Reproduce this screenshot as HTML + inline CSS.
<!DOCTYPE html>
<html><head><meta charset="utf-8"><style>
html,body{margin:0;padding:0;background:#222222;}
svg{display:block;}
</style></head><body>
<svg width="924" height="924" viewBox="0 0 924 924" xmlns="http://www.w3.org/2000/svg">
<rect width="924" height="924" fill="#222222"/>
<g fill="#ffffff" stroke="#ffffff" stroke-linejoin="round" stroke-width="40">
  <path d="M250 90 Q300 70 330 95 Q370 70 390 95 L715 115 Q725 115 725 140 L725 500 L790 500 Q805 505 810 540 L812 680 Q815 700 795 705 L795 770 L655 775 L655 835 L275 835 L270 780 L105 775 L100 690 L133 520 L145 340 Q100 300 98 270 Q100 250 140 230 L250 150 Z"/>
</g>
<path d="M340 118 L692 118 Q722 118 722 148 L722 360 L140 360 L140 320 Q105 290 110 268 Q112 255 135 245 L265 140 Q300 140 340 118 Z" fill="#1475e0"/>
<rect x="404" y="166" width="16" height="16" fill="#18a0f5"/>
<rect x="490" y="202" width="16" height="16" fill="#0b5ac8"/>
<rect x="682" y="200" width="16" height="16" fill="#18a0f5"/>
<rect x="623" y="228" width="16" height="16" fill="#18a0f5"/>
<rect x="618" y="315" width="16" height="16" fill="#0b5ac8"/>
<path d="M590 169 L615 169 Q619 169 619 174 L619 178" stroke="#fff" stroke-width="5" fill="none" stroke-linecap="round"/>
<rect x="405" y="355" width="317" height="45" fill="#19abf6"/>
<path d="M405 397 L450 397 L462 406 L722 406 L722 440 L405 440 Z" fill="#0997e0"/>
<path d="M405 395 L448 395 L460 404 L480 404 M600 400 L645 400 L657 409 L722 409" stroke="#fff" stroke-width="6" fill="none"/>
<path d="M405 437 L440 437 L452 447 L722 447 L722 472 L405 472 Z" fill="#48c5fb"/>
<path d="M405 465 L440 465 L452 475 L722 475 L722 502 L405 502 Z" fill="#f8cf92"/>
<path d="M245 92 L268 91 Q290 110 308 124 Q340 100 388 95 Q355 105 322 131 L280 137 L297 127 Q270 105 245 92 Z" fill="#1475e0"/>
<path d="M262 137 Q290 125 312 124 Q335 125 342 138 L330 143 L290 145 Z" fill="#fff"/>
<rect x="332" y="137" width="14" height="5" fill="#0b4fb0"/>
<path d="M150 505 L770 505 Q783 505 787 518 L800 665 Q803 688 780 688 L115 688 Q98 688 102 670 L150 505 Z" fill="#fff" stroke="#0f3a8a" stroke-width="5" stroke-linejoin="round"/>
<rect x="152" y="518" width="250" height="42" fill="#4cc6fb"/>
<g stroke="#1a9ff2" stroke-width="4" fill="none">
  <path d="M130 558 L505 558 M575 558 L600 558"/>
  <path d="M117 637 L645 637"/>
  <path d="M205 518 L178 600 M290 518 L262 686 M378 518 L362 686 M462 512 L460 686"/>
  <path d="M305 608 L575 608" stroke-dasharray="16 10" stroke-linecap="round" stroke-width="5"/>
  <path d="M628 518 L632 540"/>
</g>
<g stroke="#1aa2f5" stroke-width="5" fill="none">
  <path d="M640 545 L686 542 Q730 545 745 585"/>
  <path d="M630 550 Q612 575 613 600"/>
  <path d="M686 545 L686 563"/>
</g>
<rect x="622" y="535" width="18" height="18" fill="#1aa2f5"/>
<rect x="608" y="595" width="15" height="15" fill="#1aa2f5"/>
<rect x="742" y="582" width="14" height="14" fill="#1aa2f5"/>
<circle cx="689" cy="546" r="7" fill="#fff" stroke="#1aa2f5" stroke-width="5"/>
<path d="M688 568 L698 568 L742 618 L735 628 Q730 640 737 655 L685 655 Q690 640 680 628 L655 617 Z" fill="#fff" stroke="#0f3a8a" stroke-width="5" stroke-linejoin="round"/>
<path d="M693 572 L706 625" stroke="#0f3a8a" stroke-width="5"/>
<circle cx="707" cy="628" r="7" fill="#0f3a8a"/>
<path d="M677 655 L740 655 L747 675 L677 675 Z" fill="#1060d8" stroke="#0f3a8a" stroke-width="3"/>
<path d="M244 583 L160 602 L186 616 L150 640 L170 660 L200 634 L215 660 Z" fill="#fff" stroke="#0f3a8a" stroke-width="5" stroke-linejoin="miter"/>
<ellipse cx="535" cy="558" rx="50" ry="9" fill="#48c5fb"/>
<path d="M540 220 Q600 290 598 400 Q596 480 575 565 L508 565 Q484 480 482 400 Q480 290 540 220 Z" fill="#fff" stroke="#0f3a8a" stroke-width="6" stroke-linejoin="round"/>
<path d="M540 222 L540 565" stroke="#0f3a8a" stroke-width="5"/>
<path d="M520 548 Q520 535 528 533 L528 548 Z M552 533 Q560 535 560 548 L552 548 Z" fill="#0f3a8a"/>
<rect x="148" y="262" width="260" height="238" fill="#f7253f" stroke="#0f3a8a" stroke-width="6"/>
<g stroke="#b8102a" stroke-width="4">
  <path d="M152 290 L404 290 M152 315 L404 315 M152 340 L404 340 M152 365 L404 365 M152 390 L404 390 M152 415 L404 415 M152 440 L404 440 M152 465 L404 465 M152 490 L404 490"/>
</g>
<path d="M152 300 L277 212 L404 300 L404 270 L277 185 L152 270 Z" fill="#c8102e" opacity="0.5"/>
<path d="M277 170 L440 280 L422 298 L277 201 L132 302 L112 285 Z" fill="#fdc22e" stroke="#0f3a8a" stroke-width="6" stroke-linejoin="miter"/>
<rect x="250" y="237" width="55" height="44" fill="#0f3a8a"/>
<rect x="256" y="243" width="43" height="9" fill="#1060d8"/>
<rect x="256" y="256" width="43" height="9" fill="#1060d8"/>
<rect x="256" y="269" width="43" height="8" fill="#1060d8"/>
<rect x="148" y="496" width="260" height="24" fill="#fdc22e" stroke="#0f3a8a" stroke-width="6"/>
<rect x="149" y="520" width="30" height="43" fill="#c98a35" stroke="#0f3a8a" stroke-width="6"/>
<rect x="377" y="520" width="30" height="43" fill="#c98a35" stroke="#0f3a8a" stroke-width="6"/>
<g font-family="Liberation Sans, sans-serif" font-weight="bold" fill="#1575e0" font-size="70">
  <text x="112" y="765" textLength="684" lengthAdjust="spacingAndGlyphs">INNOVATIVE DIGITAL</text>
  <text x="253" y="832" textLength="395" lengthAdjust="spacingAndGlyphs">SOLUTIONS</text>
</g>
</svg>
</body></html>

**TASK OBJECTIVE**
Each line above is to be repeated exactly.

**FULL ANSWER**
Reproduce this screenshot as HTML + inline CSS.
<!DOCTYPE html>
<html><head><meta charset="utf-8"><style>
html,body{margin:0;padding:0;background:#222222;}
svg{display:block;}
</style></head><body>
<svg width="924" height="924" viewBox="0 0 924 924" xmlns="http://www.w3.org/2000/svg">
<rect width="924" height="924" fill="#222222"/>
<g fill="#ffffff" stroke="#ffffff" stroke-linejoin="round" stroke-width="40">
  <path d="M250 90 Q300 70 330 95 Q370 70 390 95 L715 115 Q725 115 725 140 L725 500 L790 500 Q805 505 810 540 L812 680 Q815 700 795 705 L795 770 L655 775 L655 835 L275 835 L270 780 L105 775 L100 690 L133 520 L145 340 Q100 300 98 270 Q100 250 140 230 L250 150 Z"/>
</g>
<path d="M340 118 L692 118 Q722 118 722 148 L722 360 L140 360 L140 320 Q105 290 110 268 Q112 255 135 245 L265 140 Q300 140 340 118 Z" fill="#1475e0"/>
<rect x="404" y="166" width="16" height="16" fill="#18a0f5"/>
<rect x="490" y="202" width="16" height="16" fill="#0b5ac8"/>
<rect x="682" y="200" width="16" height="16" fill="#18a0f5"/>
<rect x="623" y="228" width="16" height="16" fill="#18a0f5"/>
<rect x="618" y="315" width="16" height="16" fill="#0b5ac8"/>
<path d="M590 169 L615 169 Q619 169 619 174 L619 178" stroke="#fff" stroke-width="5" fill="none" stroke-linecap="round"/>
<rect x="405" y="355" width="317" height="45" fill="#19abf6"/>
<path d="M405 397 L450 397 L462 406 L722 406 L722 440 L405 440 Z" fill="#0997e0"/>
<path d="M405 395 L448 395 L460 404 L480 404 M600 400 L645 400 L657 409 L722 409" stroke="#fff" stroke-width="6" fill="none"/>
<path d="M405 437 L440 437 L452 447 L722 447 L722 472 L405 472 Z" fill="#48c5fb"/>
<path d="M405 465 L440 465 L452 475 L722 475 L722 502 L405 502 Z" fill="#f8cf92"/>
<path d="M245 92 L268 91 Q290 110 308 124 Q340 100 388 95 Q355 105 322 131 L280 137 L297 127 Q270 105 245 92 Z" fill="#1475e0"/>
<path d="M262 137 Q290 125 312 124 Q335 125 342 138 L330 143 L290 145 Z" fill="#fff"/>
<rect x="332" y="137" width="14" height="5" fill="#0b4fb0"/>
<path d="M150 505 L770 505 Q783 505 787 518 L800 665 Q803 688 780 688 L115 688 Q98 688 102 670 L150 505 Z" fill="#fff" stroke="#0f3a8a" stroke-width="5" stroke-linejoin="round"/>
<rect x="152" y="518" width="250" height="42" fill="#4cc6fb"/>
<g stroke="#1a9ff2" stroke-width="4" fill="none">
  <path d="M130 558 L505 558 M575 558 L600 558"/>
  <path d="M117 637 L645 637"/>
  <path d="M205 518 L178 600 M290 518 L262 686 M378 518 L362 686 M462 512 L460 686"/>
  <path d="M305 608 L575 608" stroke-dasharray="16 10" stroke-linecap="round" stroke-width="5"/>
  <path d="M628 518 L632 540"/>
</g>
<g stroke="#1aa2f5" stroke-width="5" fill="none">
  <path d="M640 545 L686 542 Q730 545 745 585"/>
  <path d="M630 550 Q612 575 613 600"/>
  <path d="M686 545 L686 563"/>
</g>
<rect x="622" y="535" width="18" height="18" fill="#1aa2f5"/>
<rect x="608" y="595" width="15" height="15" fill="#1aa2f5"/>
<rect x="742" y="582" width="14" height="14" fill="#1aa2f5"/>
<circle cx="689" cy="546" r="7" fill="#fff" stroke="#1aa2f5" stroke-width="5"/>
<path d="M688 568 L698 568 L742 618 L735 628 Q730 640 737 655 L685 655 Q690 640 680 628 L655 617 Z" fill="#fff" stroke="#0f3a8a" stroke-width="5" stroke-linejoin="round"/>
<path d="M693 572 L706 625" stroke="#0f3a8a" stroke-width="5"/>
<circle cx="707" cy="628" r="7" fill="#0f3a8a"/>
<path d="M677 655 L740 655 L747 675 L677 675 Z" fill="#1060d8" stroke="#0f3a8a" stroke-width="3"/>
<path d="M244 583 L160 602 L186 616 L150 640 L170 660 L200 634 L215 660 Z" fill="#fff" stroke="#0f3a8a" stroke-width="5" stroke-linejoin="miter"/>
<ellipse cx="535" cy="558" rx="50" ry="9" fill="#48c5fb"/>
<path d="M540 220 Q600 290 598 400 Q596 480 575 565 L508 565 Q484 480 482 400 Q480 290 540 220 Z" fill="#fff" stroke="#0f3a8a" stroke-width="6" stroke-linejoin="round"/>
<path d="M540 222 L540 565" stroke="#0f3a8a" stroke-width="5"/>
<path d="M520 548 Q520 535 528 533 L528 548 Z M552 533 Q560 535 560 548 L552 548 Z" fill="#0f3a8a"/>
<rect x="148" y="262" width="260" height="238" fill="#f7253f" stroke="#0f3a8a" stroke-width="6"/>
<g stroke="#b8102a" stroke-width="4">
  <path d="M152 290 L404 290 M152 315 L404 315 M152 340 L404 340 M152 365 L404 365 M152 390 L404 390 M152 415 L404 415 M152 440 L404 440 M152 465 L404 465 M152 490 L404 490"/>
</g>
<path d="M152 300 L277 212 L404 300 L404 270 L277 185 L152 270 Z" fill="#c8102e" opacity="0.5"/>
<path d="M277 170 L440 280 L422 298 L277 201 L132 302 L112 285 Z" fill="#fdc22e" stroke="#0f3a8a" stroke-width="6" stroke-linejoin="miter"/>
<rect x="250" y="237" width="55" height="44" fill="#0f3a8a"/>
<rect x="256" y="243" width="43" height="9" fill="#1060d8"/>
<rect x="256" y="256" width="43" height="9" fill="#1060d8"/>
<rect x="256" y="269" width="43" height="8" fill="#1060d8"/>
<rect x="148" y="496" width="260" height="24" fill="#fdc22e" stroke="#0f3a8a" stroke-width="6"/>
<rect x="149" y="520" width="30" height="43" fill="#c98a35" stroke="#0f3a8a" stroke-width="6"/>
<rect x="377" y="520" width="30" height="43" fill="#c98a35" stroke="#0f3a8a" stroke-width="6"/>
<g font-family="Liberation Sans, sans-serif" font-weight="bold" fill="#1575e0" font-size="70">
  <text x="112" y="765" textLength="684" lengthAdjust="spacingAndGlyphs">INNOVATIVE DIGITAL</text>
  <text x="253" y="832" textLength="395" lengthAdjust="spacingAndGlyphs">SOLUTIONS</text>
</g>
</svg>
</body></html>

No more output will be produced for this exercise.